A subgraph H of a graph G is an isometric subgraph if d_H(u,v)=d_G(u,v) for all u,v\in V(H), where d_G(u,v) denotes the length of a shortest path between u and v in G. Isometric subgraphs of hypercubes are known as partial cubes.

Problem 1: What is the recognition complexity for partial cubes? In particular, can the present O(mn) complexity (n = |V(G)|, m=|E(G)|) be improved?
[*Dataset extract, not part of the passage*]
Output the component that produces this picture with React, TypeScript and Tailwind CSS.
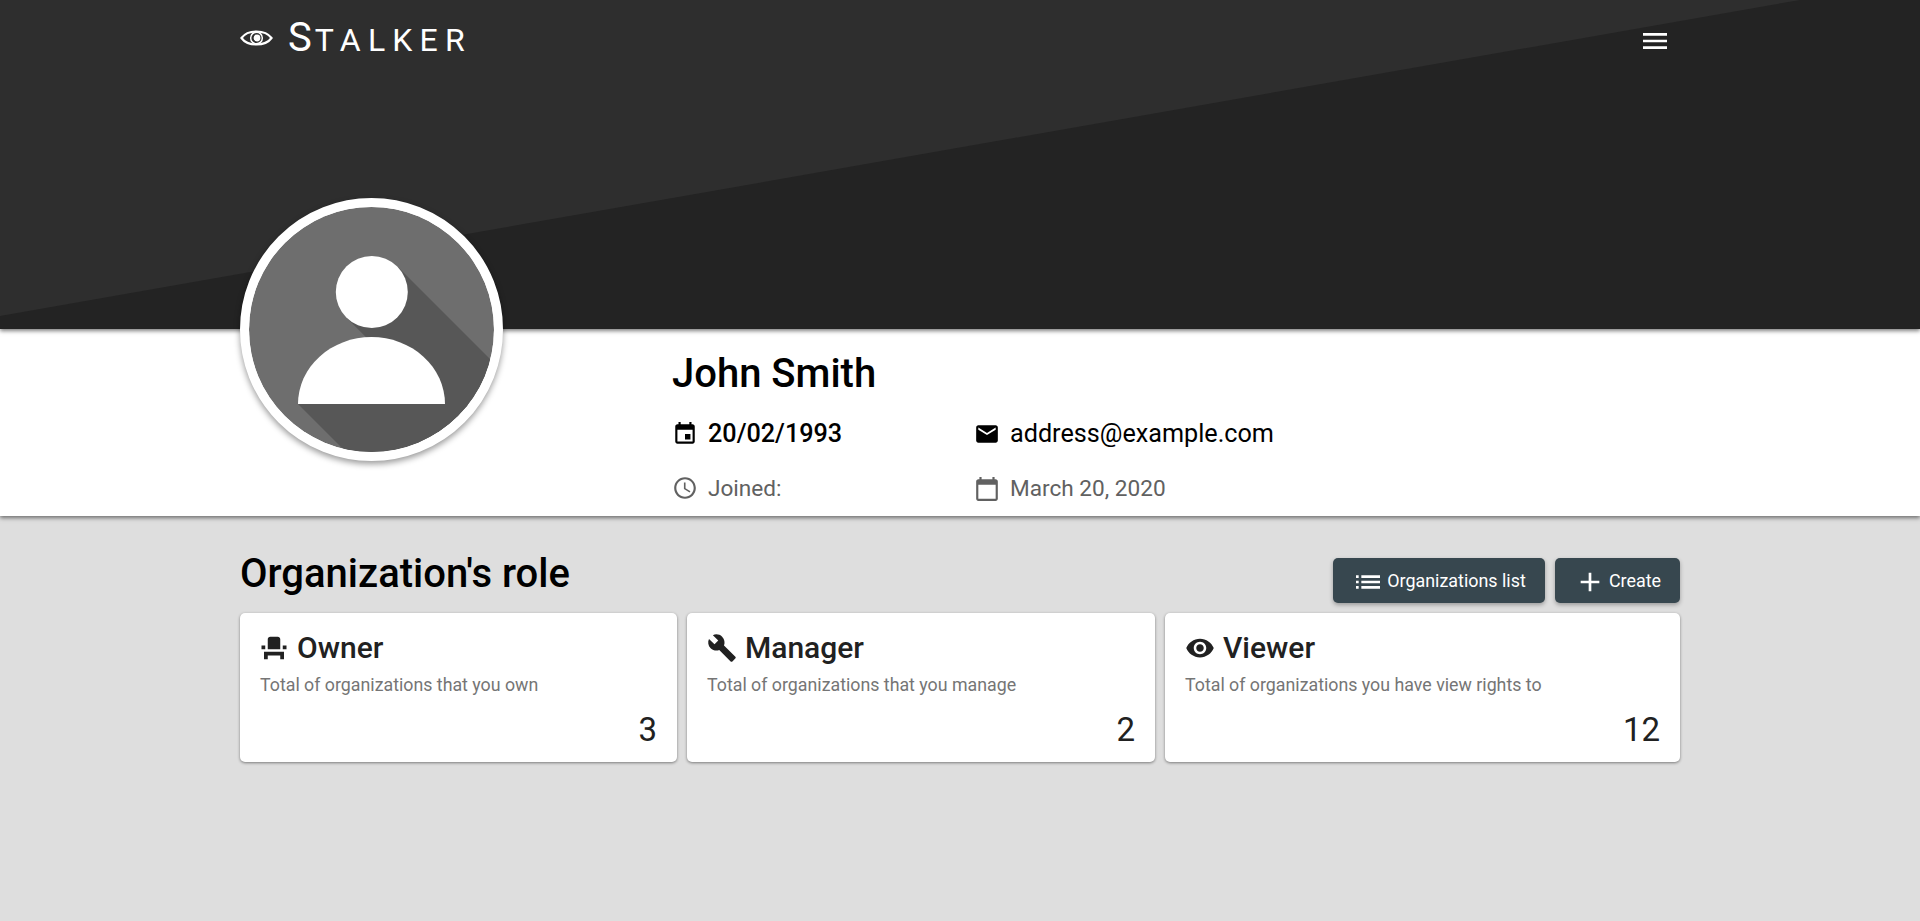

Problem 2: Classify regular partial cubes.

References:
F. Aurenhammer and J. Hagauer, Recognizing binary Hamming graphs in O(n^2 log n) time, Math. Systems Theory 28 (1995) 387--396.
W. Imrich and S. Klavzar, A simple O(mn) algorithm for recognizing Hamming graphs, Bull. Inst. Comb. Appl. 9 (1993) 45--56.
W. Imrich and S. Klavzar, Product Graphs: Structure and Recognition, Wiley, New York, 2000.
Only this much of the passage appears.